According to the data, the sub-index for new orders rose from 50.8 in November to 51.0 this month, hitting an 8-month high. However, sub-indices such as new export orders (48.3), employment (48.1), and factory prices (46.7) remain in contraction territory.
It is worth noting that many experts have warned that China’s published economic data has often been accused of being excessively embellished or falsified, and may not accurately reflect the current state of the Chinese economy. China is facing challenges such as slowing economic growth, reduced consumer spending, and a long-standing real estate crisis.
Trump has pledged to impose a 10% tariff on Chinese goods. During his campaign, he also mentioned considering tariffs exceeding 60% on Chinese goods and revoking China’s Most Favored Nation status. For China, the world’s largest exporter of goods, this poses significant growth risks.
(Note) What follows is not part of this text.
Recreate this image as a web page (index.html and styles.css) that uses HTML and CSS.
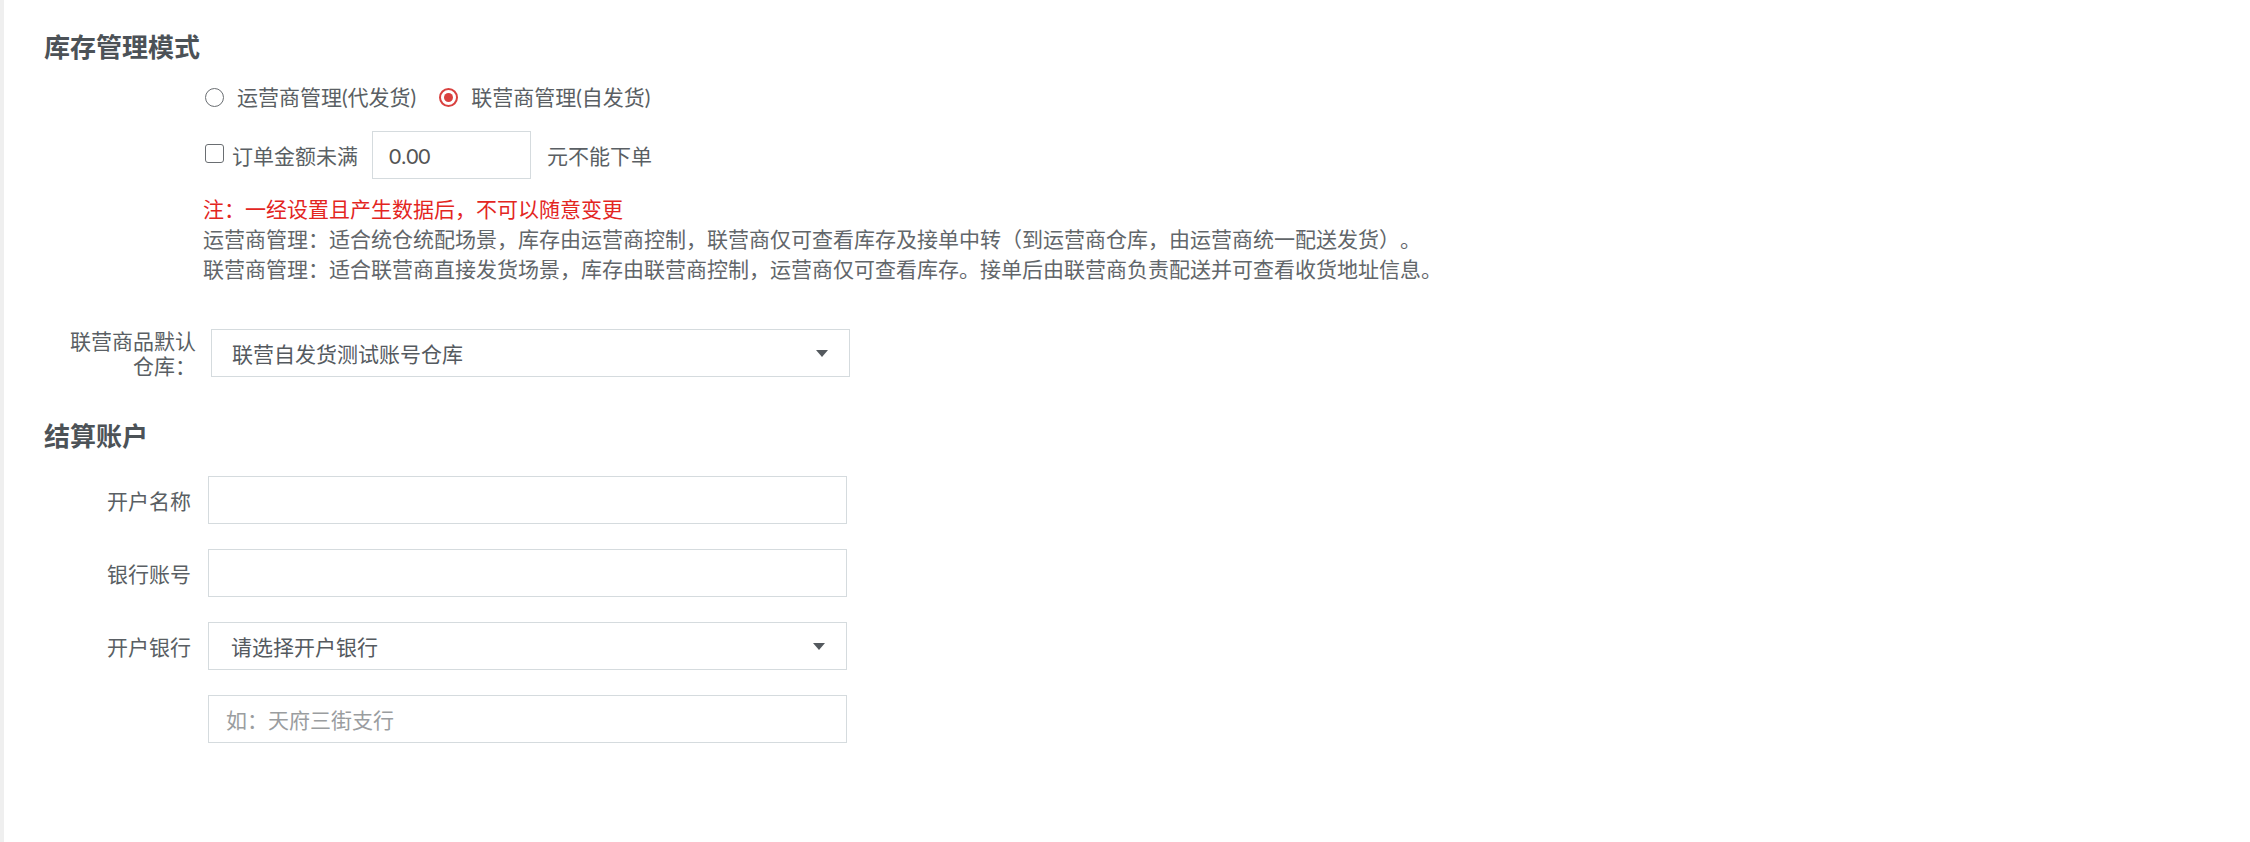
FILE: index.html
```html
<!DOCTYPE html>
<html lang="zh-CN">
  <head>
    <meta charset="UTF-8" />
    <meta name="viewport" content="width=device-width, initial-scale=1.0" />
    <title>库存管理模式</title>
    <link rel="stylesheet" href="styles.css">
  </head>
  <body>
    <div class="page">
      <h2 class="section-title">库存管理模式</h2>

      <div class="mode">
        <div class="radio-group">
          <label class="option"><span class="radio"></span>运营商管理(代发货)</label>
          <label class="option"><span class="radio checked"></span>联营商管理(自发货)</label>
        </div>

        <div class="min-order">
          <label class="option"><span class="checkbox"></span>订单金额未满</label>
          <input type="text" class="amount" value="0.00" />
          <span>元不能下单</span>
        </div>

        <div class="notes">
          <p class="warn">注：一经设置且产生数据后，不可以随意变更</p>
          <p>运营商管理：适合统仓统配场景，库存由运营商控制，联营商仅可查看库存及接单中转（到运营商仓库，由运营商统一配送发货）。</p>
          <p>联营商管理：适合联营商直接发货场景，库存由联营商控制，运营商仅可查看库存。接单后由联营商负责配送并可查看收货地址信息。</p>
        </div>
      </div>

      <div class="form-row warehouse">
        <label class="form-label">联营商品默认仓库：</label>
        <div class="select">联营自发货测试账号仓库<span class="caret"></span></div>
      </div>

      <h2 class="section-title account-title">结算账户</h2>

      <div class="account">
        <div class="form-row">
          <label class="form-label" for="acc-name">开户名称</label>
          <input type="text" class="field" id="acc-name" />
        </div>
        <div class="form-row">
          <label class="form-label" for="acc-no">银行账号</label>
          <input type="text" class="field" id="acc-no" />
        </div>
        <div class="form-row">
          <label class="form-label">开户银行</label>
          <div class="select">请选择开户银行<span class="caret"></span></div>
        </div>
        <div class="form-row">
          <span class="form-label"></span>
          <input type="text" class="field" placeholder="如：天府三街支行" />
        </div>
      </div>
    </div>
  </body>
</html>
```

FILE: styles.css
```css
body {
  margin: 0;
  font-family: Lato, "Noto Sans CJK SC", sans-serif;
  font-size: 21px;
  color: #5a5f64;
  background-color: #fff;
  text-spacing-trim: space-all;
}

.page {
  min-height: 842px;
  box-sizing: border-box;
  border-left: 4px solid #efefef;
  padding: 29px 0 0 40px;
}

.section-title {
  margin: 0;
  font-size: 26px;
  line-height: 36px;
  font-weight: bold;
  color: #4c5257;
}

/* inventory mode */
.mode {
  margin-left: 159px;
}

.option {
  display: inline-flex;
  align-items: center;
  gap: 13px;
}

.radio-group {
  display: flex;
  align-items: center;
  margin-top: 17px;
  line-height: 30px;
}

.radio-group .option + .option {
  margin-left: 21px;
}

.radio {
  width: 19px;
  height: 19px;
  margin-left: 2px;
  border: 1px solid #6a6e72;
  border-radius: 50%;
  box-sizing: border-box;
  display: flex;
  align-items: center;
  justify-content: center;
}

.radio.checked {
  border: 2px solid #d9413f;
}

.radio.checked::after {
  content: "";
  width: 9px;
  height: 9px;
  border-radius: 50%;
  background-color: #d9413f;
}

.min-order {
  display: flex;
  align-items: center;
  margin-top: 19px;
}

.min-order .option {
  gap: 8px;
}

.checkbox {
  width: 19px;
  height: 19px;
  margin-left: 2px;
  margin-top: -3px;
  border: 1px solid #6a6e72;
  border-radius: 3px;
  box-sizing: border-box;
}

.amount {
  width: 159px;
  height: 48px;
  margin: 0 16px 0 14px;
  padding: 0 16px;
  border: 1px solid #d5dbde;
  box-sizing: border-box;
  font: inherit;
  color: #555;
  outline: none;
}

.notes {
  margin-top: 15px;
  line-height: 30px;
  color: #62666a;
}

.notes p {
  margin: 0;
}

.notes .warn {
  color: #e3261f;
}

/* form rows */
.form-row {
  display: flex;
  align-items: center;
}

.form-label {
  width: 152px;
  padding-left: 20px;
  margin-right: 15px;
  box-sizing: border-box;
  text-align: right;
  line-height: 25px;
}

.warehouse {
  margin-top: 44px;
}

.select,
.field {
  width: 639px;
  height: 48px;
  border: 1px solid #d5dbde;
  box-sizing: border-box;
  background-color: #fff;
}

.select {
  display: flex;
  align-items: center;
  justify-content: space-between;
  padding: 0 21px 0 20px;
  color: #555a5f;
}

.caret {
  width: 0;
  height: 0;
  border-left: 6px solid transparent;
  border-right: 6px solid transparent;
  border-top: 7px solid #54595e;
}

.field {
  padding: 0 17px;
  font: inherit;
  color: #555;
  outline: none;
}

.field::placeholder {
  color: #9a9da0;
}

.account-title {
  margin-top: 40px;
}

.account .form-row {
  margin-top: 25px;
}

.account .form-row:first-child {
  margin-top: 22px;
}

.account .form-label {
  width: 147px;
  padding-left: 0;
  margin-right: 17px;
}

.account .select {
  padding-left: 22px;
}
```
Analysts at Nomura Securities have warned that it is premature to determine whether measures such as the consumer goods trade-in plan and easing real estate purchase restrictions can provide long-term support to the Chinese economy.
In a report, they stated, “The surge in purchases of durable goods could lead to a significant pullback. The real estate sector has not fully recovered due to the burden of debt badgering struggling developers.”
They also added that Trump’s return to the White House also poses a risk to Chinese exporters.
Recent economic data also indicates that China is still under pressure from monetary tightening, primarily due to weak consumer demand and the prolonged downturn in the real estate market.
Consumer inflation in China for November has dropped to its lowest level in 5 months, and both export and import figures fell below expectations. Additionally, the latest retail sales data fell short of analysts’ predictions.
Chinese industrial profits have also declined for the fourth consecutive month. Year-on-year, there was a 17.8% drop in August, 27.1% drop in September, 10% drop in October, and a 7.3% drop in November.